Dynamic documents, semantic technologies and better signposting in scholarly resources are some of the ways libraries and publishers can help researchers, according to a study by Lettie Conrad and Mary Somerville
A study presented at this year’s annual meeting of the Association of College and Research Libraries provides insights into how researchers navigate the web and gives recommendations of how publishers and libraries can adapt their products and services to support this process.
“Blazing New Paths: Charting Advanced Researcher Patterns”, carried out by Lettie Conrad, manager, online product management at SAGE, and Mary Somerville, university librarian and library director at University of Colorado, Denver, aims to represent graphically the typical research workflows of advanced students in the social sciences during their literature review.
The goal is to use the research findings to generate actionable recommendations for collaborative cross-sector initiatives that serve to enhance discoverability and academic progress.
The first recommendation is to ensure that article and chapter PDF documents are as dynamic as possible. This could be with web-based tools integrated for version control (such as CrossMark) and reference hyper linking, including aggregator and publisher content.

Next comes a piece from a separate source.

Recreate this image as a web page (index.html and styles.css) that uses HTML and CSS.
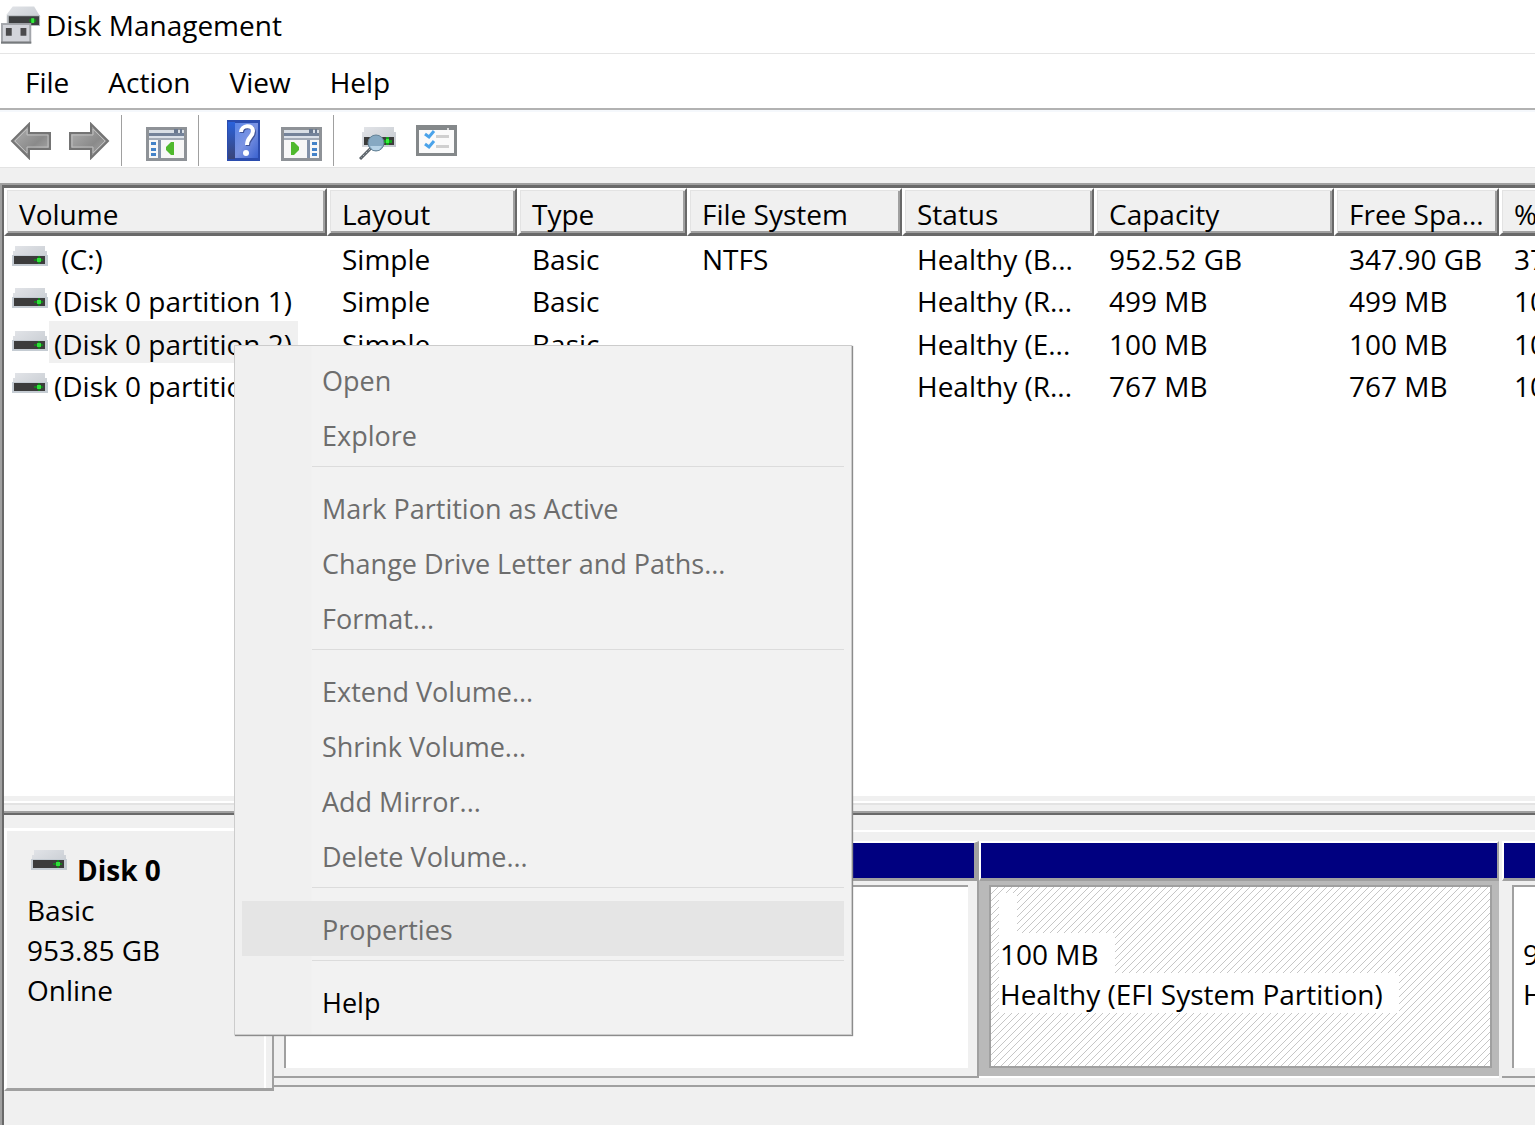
FILE: index.html
```html
<!DOCTYPE html>
<html lang="en">
<head>
  <meta charset="UTF-8" />
  <meta name="viewport" content="width=device-width, initial-scale=1.0" />
  <title>Disk Management</title>
  <link rel="stylesheet" href="styles.css">
</head>
<body>
  <!-- shared icons -->
  <svg class="defs" width="0" height="0">
    <defs>
      <linearGradient id="metal" x1="0" y1="0" x2="1" y2="1">
        <stop offset="0" stop-color="#e2e4e8"/>
        <stop offset="1" stop-color="#c3c8ce"/>
      </linearGradient>
      <linearGradient id="arrow" x1="0" y1="0" x2="1" y2="1">
        <stop offset="0" stop-color="#b4b4b4"/>
        <stop offset="0.6" stop-color="#8a8a8a"/>
        <stop offset="1" stop-color="#b0b0b0"/>
      </linearGradient>
      <linearGradient id="book" x1="0" y1="0" x2="1" y2="1">
        <stop offset="0" stop-color="#5b86e8"/>
        <stop offset="0.5" stop-color="#7b93e2"/>
        <stop offset="1" stop-color="#3a62cf"/>
      </linearGradient>
      <linearGradient id="spine" x1="0" y1="0" x2="0" y2="1">
        <stop offset="0" stop-color="#2a62dc"/>
        <stop offset="1" stop-color="#3a4478"/>
      </linearGradient>
    </defs>
    <symbol id="drive" viewBox="0 0 36 21">
      <path d="M3 0h30v5h2v15H1V5h2z" fill="url(#metal)"/>
      <path d="M0 9h36v11H0z" fill="#c5ccd3"/>
      <path d="M2 10h31v8H2z" fill="#3c3c3c"/>
      <path d="M22 13h9v2h-9z" fill="#14801c"/>
      <path d="M26 10h2v8h-2z" fill="#14801c"/>
      <path d="M25 12h4v4h-4z" fill="#2fe03a"/>
    </symbol>
    <symbol id="window" viewBox="0 0 41 34">
      <path d="M0 0h41v34H0z" fill="#8e9297"/>
      <path d="M3 3h35v3H3z" fill="#d9dfe6"/>
      <path d="M28 2h4v4h-4zM34 2h2v4h-2z" fill="#69788f"/>
      <path d="M3 6h35v3H3z" fill="#74839a"/>
      <path d="M3 9h35v2H3z" fill="#dce2ea"/>
      <path d="M3 11h35v2H3z" fill="#a3abb7"/>
      <path d="M3 13h35v18H3z" fill="#f7f7f7"/>
    </symbol>
  </svg>

  <header class="titlebar">
    <svg class="app-icon" viewBox="0 0 41 38">
      <path d="M12 0h22l6 10v9H6V8z" fill="url(#metal)"/>
      <path d="M6 9h34v11H6z" fill="#b8bcc0"/>
      <path d="M8 10h31v9H8z" fill="#3d3f40"/>
      <path d="M29 13h7v3h-7z" fill="#14801c"/>
      <path d="M31 12h3v5h-3z" fill="#35e83d"/>
      <path d="M0 17h31v21H0z" fill="#a3a6ab"/>
      <path d="M2 19h27v17H2z" fill="#d2d4da"/>
      <path d="M5 22h6v8H5zM20 22h6v8h-6z" fill="#4a4a4c"/>
      <path d="M0 36h31v2H0z" fill="#777a7d"/>
    </svg>
    <h1>Disk Management</h1>
  </header>

  <nav class="menubar">
    <button type="button">File</button>
    <button type="button">Action</button>
    <button type="button">View</button>
    <button type="button">Help</button>
  </nav>

  <div class="toolbar">
    <button type="button" aria-label="Back">
      <svg width="42" height="38" viewBox="0 0 42 38">
        <path d="M2 19L19 2v9h21v16H19v9z" fill="url(#arrow)" stroke="#747474" stroke-width="2"/>
        <path d="M5 19L17 7v6h21v12H17v6z" fill="none" stroke="#bdbdbd" stroke-width="1"/>
      </svg>
    </button>
    <button type="button" aria-label="Forward">
      <svg width="42" height="38" viewBox="0 0 42 38">
        <path d="M40 19L23 2v9H2v16h21v9z" fill="url(#arrow)" stroke="#747474" stroke-width="2"/>
        <path d="M37 19L25 7v6H4v12h21v6z" fill="none" stroke="#bdbdbd" stroke-width="1"/>
      </svg>
    </button>
    <span class="divider"></span>
    <button type="button" class="low" aria-label="Show/Hide Console Tree">
      <svg width="41" height="34" viewBox="0 0 41 34">
        <use href="#window" width="41" height="34"/>
        <path d="M12 13h3v18h-3z" fill="#8291a8"/>
        <path d="M5 15h5v3H5zM5 21h5v3H5zM5 26h5v3H5z" fill="#4382c8"/>
        <path d="M28 15v13h-3l-5-5v-3l5-5z" fill="#4fb92d"/>
      </svg>
    </button>
    <span class="divider"></span>
    <button type="button" aria-label="Help">
      <svg width="33" height="41" viewBox="0 0 33 41">
        <path d="M0 0h33v41H0z" fill="#2b4cae"/>
        <path d="M1 2h7v37H1z" fill="url(#spine)"/>
        <path d="M8 3h23v35H8z" fill="url(#book)"/>
        <path d="M14 12c0-7 12-8 12-1 0 6-6 6-6 14" fill="none" stroke="#405397" stroke-width="4" transform="translate(1 1)"/>
        <path d="M14 12c0-7 12-8 12-1 0 6-6 6-6 14" fill="none" stroke="#fff" stroke-width="4"/>
        <circle cx="19" cy="33" r="3" fill="#fff"/>
      </svg>
    </button>
    <button type="button" class="low" aria-label="Show/Hide Action Pane">
      <svg width="41" height="34" viewBox="0 0 41 34">
        <use href="#window" width="41" height="34"/>
        <path d="M26 13h3v18h-3z" fill="#8291a8"/>
        <path d="M31 15h5v3h-5zM31 21h5v3h-5zM31 26h5v3h-5z" fill="#4382c8"/>
        <path d="M10 15v13h3l5-5v-3l-5-5z" fill="#4fb92d"/>
      </svg>
    </button>
    <span class="divider"></span>
    <button type="button" class="low" aria-label="Rescan Disks">
      <svg width="38" height="34" viewBox="0 0 38 34">
        <path d="M5 0h30v5h2v15H3V5h2z" fill="url(#metal)"/>
        <path d="M5 10h30v8H5z" fill="#3c3c3c"/>
        <path d="M24 13h9v3h-9zM27 10h3v8h-3z" fill="#14a01c"/>
        <path d="M27 12h3v4h-3z" fill="#35f03d"/>
        <path d="M12 21L1 32" stroke="#5b6268" stroke-width="3"/>
        <path d="M11 22L2 31" stroke="#b5bcc2" stroke-width="1" stroke-dasharray="2 2"/>
        <circle cx="17" cy="16" r="8" fill="#86a9c2" stroke="#658397" stroke-width="1"/>
        <path d="M11 19h12l-3 4h-6z" fill="#b6d3e6"/>
      </svg>
    </button>
    <button type="button" aria-label="Settings">
      <svg width="41" height="31" viewBox="0 0 41 31">
        <path d="M0 0h41v31H0z" fill="#84888a"/>
        <path d="M3 5h35v23H3z" fill="#fafafa"/>
        <path d="M31 3h2v2h-2z" fill="#ddd"/>
        <path d="M9 9l4 3 5-6M9 19l4 3 5-6" fill="none" stroke="#4aa3ea" stroke-width="3"/>
        <path d="M20 10h13v3H20zM20 20h13v3H20z" fill="#cfcfcf"/>
      </svg>
    </button>
  </div>

  <main class="console">
    <section class="volume-list">
      <table>
        <colgroup>
          <col class="c-volume"><col class="c-layout"><col class="c-type"><col class="c-fs">
          <col class="c-status"><col class="c-capacity"><col class="c-free"><col class="c-pct">
        </colgroup>
        <thead>
          <tr>
            <th>Volume</th><th>Layout</th><th>Type</th><th>File System</th>
            <th>Status</th><th>Capacity</th><th>Free Spa...</th><th>% Free</th>
          </tr>
        </thead>
        <tbody>
          <tr>
            <td><div class="name"><svg class="drive"><use href="#drive"/></svg><span>&nbsp;(C:)</span></div></td>
            <td>Simple</td><td>Basic</td><td>NTFS</td><td>Healthy (B...</td><td>952.52 GB</td><td>347.90 GB</td><td>37 %</td>
          </tr>
          <tr>
            <td><div class="name"><svg class="drive"><use href="#drive"/></svg><span>(Disk 0 partition 1)</span></div></td>
            <td>Simple</td><td>Basic</td><td></td><td>Healthy (R...</td><td>499 MB</td><td>499 MB</td><td>100 %</td>
          </tr>
          <tr>
            <td><div class="name"><svg class="drive"><use href="#drive"/></svg><span class="selected">(Disk 0 partition 2)</span></div></td>
            <td>Simple</td><td>Basic</td><td></td><td>Healthy (E...</td><td>100 MB</td><td>100 MB</td><td>100 %</td>
          </tr>
          <tr>
            <td><div class="name"><svg class="drive"><use href="#drive"/></svg><span>(Disk 0 partition 5)</span></div></td>
            <td>Simple</td><td>Basic</td><td></td><td>Healthy (R...</td><td>767 MB</td><td>767 MB</td><td>100 %</td>
          </tr>
        </tbody>
      </table>
    </section>

    <div class="splitter"></div>

    <section class="disks">
      <div class="disk-info">
        <h2><svg class="drive"><use href="#drive"/></svg>Disk 0</h2>
        <p>Basic</p>
        <p>953.85 GB</p>
        <p>Online</p>
      </div>
      <div class="partitions">
        <div class="partition recovery">
          <div class="stripe"></div>
          <div class="body"><div class="inner"></div></div>
        </div>
        <div class="partition efi">
          <div class="stripe"></div>
          <div class="body"><div class="inner">
            <p><span></span></p>
            <p><span>100 MB</span></p>
            <p><span>Healthy (EFI System Partition)</span></p>
          </div></div>
        </div>
        <div class="partition system">
          <div class="stripe"></div>
          <div class="body"><div class="inner">
            <p><span></span></p>
            <p><span>952.52 GB NTFS</span></p>
            <p><span>Healthy (Boot)</span></p>
          </div></div>
        </div>
      </div>
    </section>
  </main>

  <div class="context-menu">
    <button type="button" disabled>Open</button>
    <button type="button" disabled>Explore</button>
    <hr>
    <button type="button" disabled>Mark Partition as Active</button>
    <button type="button" disabled>Change Drive Letter and Paths...</button>
    <button type="button" disabled>Format...</button>
    <hr>
    <button type="button" disabled>Extend Volume...</button>
    <button type="button" disabled>Shrink Volume...</button>
    <button type="button" disabled>Add Mirror...</button>
    <button type="button" disabled>Delete Volume...</button>
    <hr>
    <button type="button" class="hover" disabled>Properties</button>
    <hr>
    <button type="button">Help</button>
  </div>
</body>
</html>
```

FILE: styles.css
```css
* {
  box-sizing: border-box;
}
body {
  margin: 0;
  height: 100vh;
  display: flex;
  flex-direction: column;
  overflow: hidden;
  background: #f0f0f0;
  color: #000;
  font-family: "Segoe UI", "Open Sans", "Noto Sans", sans-serif;
  font-size: 28px;
  line-height: 40px;
}
h1, h2, p {
  margin: 0;
  font-size: 28px;
}
button {
  border: 0;
  padding: 0;
  background: none;
  color: inherit;
  font: inherit;
}
.defs {
  position: absolute;
}

/* Title, menu and tool bars */
.titlebar {
  display: flex;
  align-items: center;
  height: 54px;
  padding: 0 0 4px 1px;
  background: #fff;
  border-bottom: 1px solid #e5e5e5;
}
.titlebar h1 {
  padding-left: 5px;
  font-weight: normal;
}
.app-icon {
  width: 40px;
  height: 38px;
}
.menubar {
  display: flex;
  gap: 39px;
  height: 56px;
  padding: 2px 25px 0;
  background: #fff;
  border-bottom: 2px solid #b2b2b2;
}
.toolbar {
  display: flex;
  height: 58px;
  padding-left: 2px;
  background: #fff;
  border-top: 2px solid #f5f8fc;
  border-bottom: 1px solid #e3e3e3;
}
.toolbar button {
  display: flex;
  align-items: center;
  justify-content: center;
  width: 58px;
  padding-top: 2px;
}
.toolbar .low {
  padding-top: 8px;
}
.divider {
  width: 1px;
  margin: 3px 15px 1px 3px;
  background: #a0a0a0;
}

/* Volume list */
.console {
  flex: 1;
  min-height: 0;
  display: flex;
  flex-direction: column;
  margin-top: 15px;
  border-left: 2px solid #a0a0a0;
  border-top: 2px solid #a0a0a0;
  overflow: hidden;
}
.volume-list {
  flex: 1;
  min-height: 0;
  overflow: hidden;
  background: #fff;
  border-left: 2px solid #696969;
  border-top: 3px solid #696969;
}
table {
  width: 1635px;
  table-layout: fixed;
  border-collapse: separate;
  border-spacing: 0;
}
.c-volume { width: 323px; }
.c-layout { width: 190px; }
.c-type { width: 170px; }
.c-fs { width: 215px; }
.c-status { width: 192px; }
.c-capacity { width: 240px; }
.c-free { width: 165px; }
th, td {
  text-align: left;
  font-weight: normal;
  white-space: nowrap;
}
th {
  height: 48px;
  padding: 6px 0 0 12px;
  background: #f0f0f0;
  border: solid;
  border-width: 2px 2px 3px 3px;
  border-color: #fff #696969 #696969 #fff;
  box-shadow: inset 1px 1px #e3e3e3, inset -2px -2px #a0a0a0;
  line-height: 37px;
}
td {
  height: 42px;
  padding: 4px 0 0 15px;
  line-height: 38px;
  vertical-align: top;
}
tr:nth-child(even) td {
  height: 43px;
}
td:first-child {
  padding: 0 0 0 8px;
}
.drive {
  width: 36px;
  height: 21px;
}
.name {
  display: flex;
}
.name .drive {
  margin-top: 10px;
}
.name span {
  margin-left: 1px;
  padding: 4px 6px 0 5px;
}
.name .selected {
  background: #f0f0f0;
}

.splitter {
  height: 19px;
  border-left: 2px solid #696969;
  border-bottom: 2px solid #696969;
  background: linear-gradient(#f0f0f0 5px, #fff 5px, #fff 7px, #e3e3e3 7px, #e3e3e3 9px, #f0f0f0 9px, #f0f0f0 15px, #a0a0a0 15px);
}

/* Graphical disk view */
.disks {
  display: flex;
  padding: 13px 0 34px;
  border-left: 2px solid #696969;
}
.disk-info {
  flex: none;
  width: 270px;
  height: 263px;
  padding: 19px 20px;
  border: solid;
  border-width: 3px 2px 3px 3px;
  border-color: #fff #a0a0a0 #a0a0a0 #fff;
  box-shadow: inset -6px 0 #f0f0f0, inset -8px 0 #fff;
}
.disk-info h2 {
  display: flex;
  gap: 10px;
  padding-left: 4px;
}
.partitions {
  flex: 1;
  min-width: 0;
  display: flex;
  height: 257px;
  margin-top: 2px;
  padding-top: 9px;
  border-top: 2px solid #fff;
  border-bottom: 2px solid #a0a0a0;
  overflow: hidden;
}
.partition {
  flex: none;
  display: flex;
  flex-direction: column;
  height: 237px;
}
.stripe {
  height: 40px;
  background: #000080;
  border: solid;
  border-width: 2px 5px 3px 2px;
  border-color: #fff #a0a0a0 #a0a0a0 #fff;
}
.body {
  flex: 1;
  padding: 4px 9px 8px 10px;
  border-right: 2px solid #a0a0a0;
  border-bottom: 2px solid #a0a0a0;
}
.inner {
  height: 100%;
  padding: 6px 8px;
  background: #fff;
  border-top: 2px solid #a0a0a0;
  border-left: 2px solid #a0a0a0;
  line-height: 42px;
  white-space: nowrap;
  overflow: hidden;
}
.inner span {
  display: inline-block;
  height: 40px;
  padding: 0 16px 0 1px;
  background: #fff;
  vertical-align: top;
}
.inner p {
  height: 40px;
}
.recovery {
  width: 705px;
}
.efi {
  width: 520px;
}
.efi .stripe {
  border-right-width: 2px;
}
.efi .body {
  padding-right: 7px;
  background: #b9b9b9;
  border-right: 0;
  border-bottom: 2px solid #fff;
}
.efi .inner {
  border: 2px solid #a0a0a0;
  background: linear-gradient(135deg, #fff 43%, #c6c6c6 43%, #c6c6c6 57%, #fff 57%);
  background-size: 7px 7px;
}
.efi span:empty {
  width: 18px;
}
.system {
  width: 1100px;
  margin-left: 3px;
}

/* Context menu */
.context-menu {
  position: absolute;
  left: 234px;
  top: 345px;
  width: 618px;
  padding: 6px 7px 5px;
  background: linear-gradient(to right, #f0f0f0 76px, #f2f2f2 77px);
  border: 1px solid #ccc;
  box-shadow: 1px 1px 1px #8c8c8c;
  font-size: 27px;
}
.context-menu button {
  display: block;
  width: 100%;
  height: 55px;
  padding: 2px 0 0 80px;
  text-align: left;
}
.context-menu button:disabled {
  color: #6d6d6d;
}
.context-menu .hover {
  background: #e5e5e5;
}
.context-menu hr {
  height: 1px;
  margin: 4px 0 13px 70px;
  border: 0;
  background: #dcdcdc;
}
```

The study also recommends that information providers and others further drive semantic technologies for more refined recommendation features within all points along the research pathway.
In addition, it advises refining cooperative enhancements to authentication and login routines.
The fourth recommendation is to explore, with researchers, citation and document management systems for personal digital libraries. The aim would be to evolve available products, further workflow integration, and advance researcher adoption.
In addition, ‘sign posts’ should be added in all scholarly resources. These would construct pointers to additional or related content that would further resource discovery. The study notes that this approach is better than, for example, assuming that publisher and aggregator content are destination sites.
The final recommendation is to conduct additional studies that include 'talking out loud' protocols and in-person observations of research sessions, to gain greater insight into the thoughts / judgments during charted pathway sessions.
This study represents the advanced researcher workflow through a visualised “user pathway” diagram. By turning the focus to a fuller picture of the researcher experience and process, this work should contribute to a broad conversation about enabling discovery beyond the walls of any one organisation.
This investigation into user behaviours – and, more specifically, the consideration of how better to support advanced researchers’ present and evolving navigational pathways – recognises the importance of increased collaboration among libraries and their vendors, and publishers and their vendors, toward our common goal of enhancing discovery, access, and usage of the scholarly corpus.